Dirigido por Jeremiah Zagar
We The Animals é um belo exemplo do que há de melhor no cinema "indie". Autoral e com um pé no documental, o filme consegue deslumbrar visualmente com muito pouco.
Lindamente fotografado, com um granulado e cores que tem um papel bastante didático, os realizadores conseguem trazer uma veracidade para tudo que vemos na tela. Não existe exagero no design de produção aqui, tudo é como é na vida real. O diretor encontra beleza no banal, no cotidiano. Dá a impressão de que não houve trabalho algum na direção de arte, encontraram as locações e deixaram como estava. Esse é o melhor tipo de arte que um filme possa ter, o que se camufla. A luz e os cenários naturais somam forças e formam uma mise en scène nota A.
Esteticamente, o filme vai além da naturalidade e adiciona elementos gráficos que se intercalam com a narrativa nua e crua. O protagonista tem o hábito de desenhar como forma de diário. Ao invés de palavras ele usa imagens. E esses desenhos tomam vida ao longo do filme, nos colocando mais a fundo na cabeça do menino. Essas inserções gráficas junto com a emocionante trilha sonora que também sabe se colocar (e "não se colocar") transformam We The Animals numa peça de arte. Ainda mais quando entramos no campo da narrativa.
Podemos dizer que é um "coming of age" desesperançoso. Só que lindíssimo ao mesmo tempo, tamanha sensibilidade do roteiro em entender o universo dessa criança que só pode ter sido desenvolvido a partir de uma experiência real. Seguimos a perspectiva de uma criança de 9 anos, seus dois irmãos mais velhos e seus pais problemáticos, vivendo a margem de uma vida economicamente estável. O olhar é sempre a partir do protagonista, então nos momentos mais intensos de briga dos pais, por exemplo, nós só escutamos, junto com Jonah o que está acontecendo, e a partir disso construímos a história. Lembra um pouco o que foi feito em Projeto Flórida, nesse sentido. É perfeitamente retratada a dor e angústia desse menino ao longo do filme. Ele sempre está com um semblante triste e deslocado. Vamos percebendo que além de toda essa triste realidade em que ele vive, existe algo que o deixa frustrado. Isso vai ficando claro ao longo do filme, sem pressa.
Com breves momentos de ternura, quando o protagonista esboça um sorriso e demonstra um pingo de felicidade (especialmente perto do final, numa cena puramente catártica para Jonah mas angustiante para o público, pois temos ideia do que pode vir a acontecer após isso) é que o diretor encontra a força pra arrancar lágrimas do espectador. A gente sabe e sente que as chances de dar tudo certo são pequenas. Não é um filme otimista. Mas estamos com ele naquela corrida para casa. Sentimos o coração dele pulsando forte acompanhado do seu sorriso de realização. Nos sentimos crianças rapidamente. É uma cena rápida, mas uma das melhores de 2018.

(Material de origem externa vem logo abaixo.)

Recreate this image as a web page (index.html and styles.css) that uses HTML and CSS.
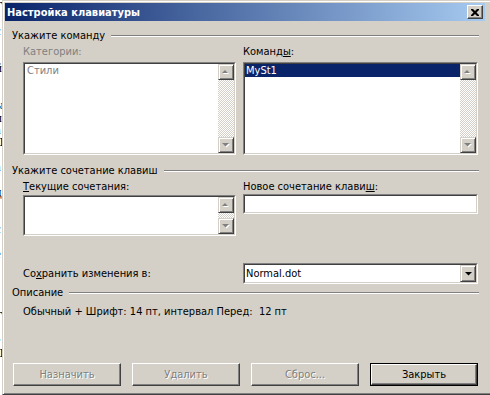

Os temas retratados são impactantes por si só, como a descoberta da sexualidade precoce mas "compreensível", entendendo o quão soltas essas crianças são, o abuso doméstico em relação ao pais das crianças mostrado de forma muito caótica, e o abandono familiar, seja do casal entre si, como dos próprios pais em relação aos filhos. Fica evidente o despreparo desse casal, tanto emocional quanto econômico, de ter três filhos. Ainda existe uma breve discussão sobre homofobia internalizada. Tudo isso vem a tona e nos deixa pensando bastante tempo depois que o filme acaba.
We The Animals te toca, te deixa melancólico, te faz refletir e ainda serve, de quebra, como uma pequena lição de empatia. De novo, melhor tipo de cinema não há. Selo de filmaço aprovado!